No.116 クリスマスの贈り物 | 日本語教師養成講座のアークアカデミー

No.116 クリスマスの贈り物

2019/12/24

12月になり、クリスマスが近づいてくると思い出す。ウラジオストクの冬、である。もっとも、ロシア正教のクリスマスは12月25日ではなく、1月7日。年明けには、クリスマスを挟んで最長10日ほどの休みとなる。ある年の瀬のこと、大学から「外国人の教師や留学生は集まるように」というお達しがあった。いったい何だろうと思いつつ指定された場所に行ってみると、大きなテーブルの上に、乾杯用の飲み物と一人ひとりにプレゼントが用意されていた。

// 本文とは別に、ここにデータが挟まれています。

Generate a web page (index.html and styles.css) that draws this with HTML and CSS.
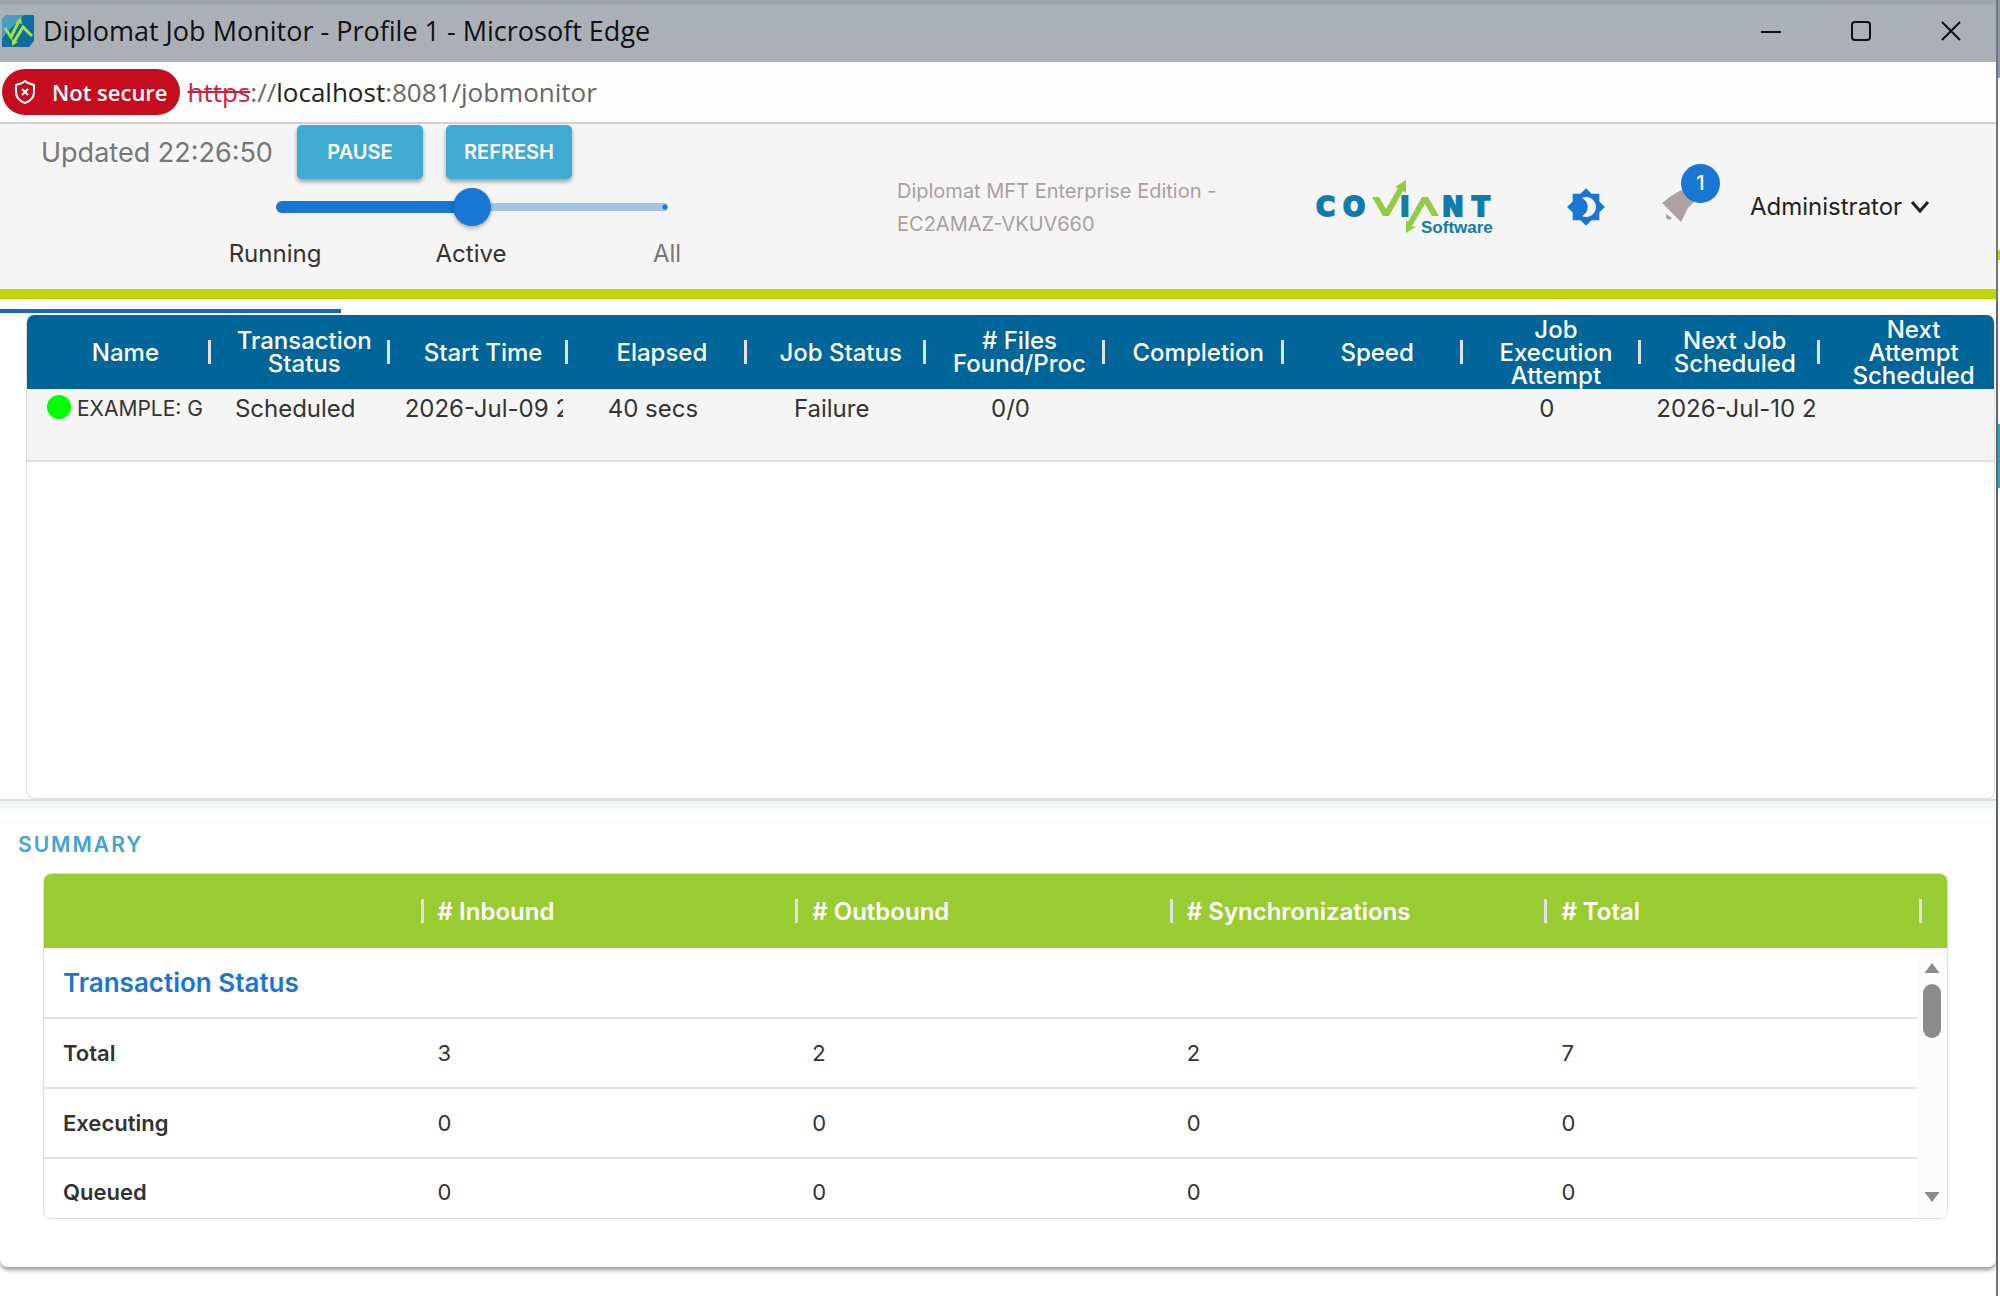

手渡された箱には、メルヘンチックなイラストが描かれ、中にぎっしりとチョコレートやキャンディが入っている。「KAWAII」は日本文化が誇るキーワードだが、ロシアも負けてはいない。ソ連時代のアニメなどはそのオンパレード。見ているだけで笑顔になれる。お菓子のパッケージにも、おとぎ話に出てくる動物たちや可愛い女の子などが描かれ、スーパーでマトリョーシカがデザインされた牛乳を見つけたときは感動さえした。そんなロシアの「KAWAII」をぎゅっと集めたような贈り物に、年甲斐もなくワクワクし、粋な計らいに感激した。


その大学が先日、創立120周年を迎えた。現地で長年日本語を教えている友人が、メールで教えてくれたのだ。ロシアではモスクワ大学と並ぶ伝統を誇る大学は、あまりに規模が大きく、果たして全体がどんな組織なのか、どのくらいの学生が在籍するのか、半ば謎だった。大学というより小さな国家のような雰囲気さえあったが、日本学科はどこかアットホームで、日本学の重鎮である先生方に、とても親切にしていただいた。「120周年の式典の様子は、大学のホームページにアップされています」とURLがあったので、さっそく覗いてみることにした。


式典では、これまで大学に貢献した先生やスタッフが表彰され、学生たちによるプロ並みの歌や踊りが繰り広げられる。ロシアの民族衣装を着た美しい女性の写真もある。私自身、何度か大学主催の式典に参加したことがあり、その独特で厳粛な空気を思い出す。表彰式の写真には、お世話になった先生方のお元気そうな姿もあり、懐かしさでいっぱいになった。


そして、満面の笑みを浮かべて挨拶する、ある若い男性が目に留まった。赴任直後、私の教え子だった学生で、現在まだ30代である。歴史ある大学では異例のことだが、数年前に日本学科のトップに就任したと聞いていた。当時、まだあどけなかった顔はすっかり凛々しくなり、全体から貫禄が漂っている。ステージ上の笑顔は、まるでアカデミー賞主演男優賞の俳優のように輝いていた。「ジェーニャ、立派になったねえ…」写真に向かってつぶやきながら、しみじみ月日の流れを噛みしめる。ロシアにも、日本にも、また新たな冬がやってきた。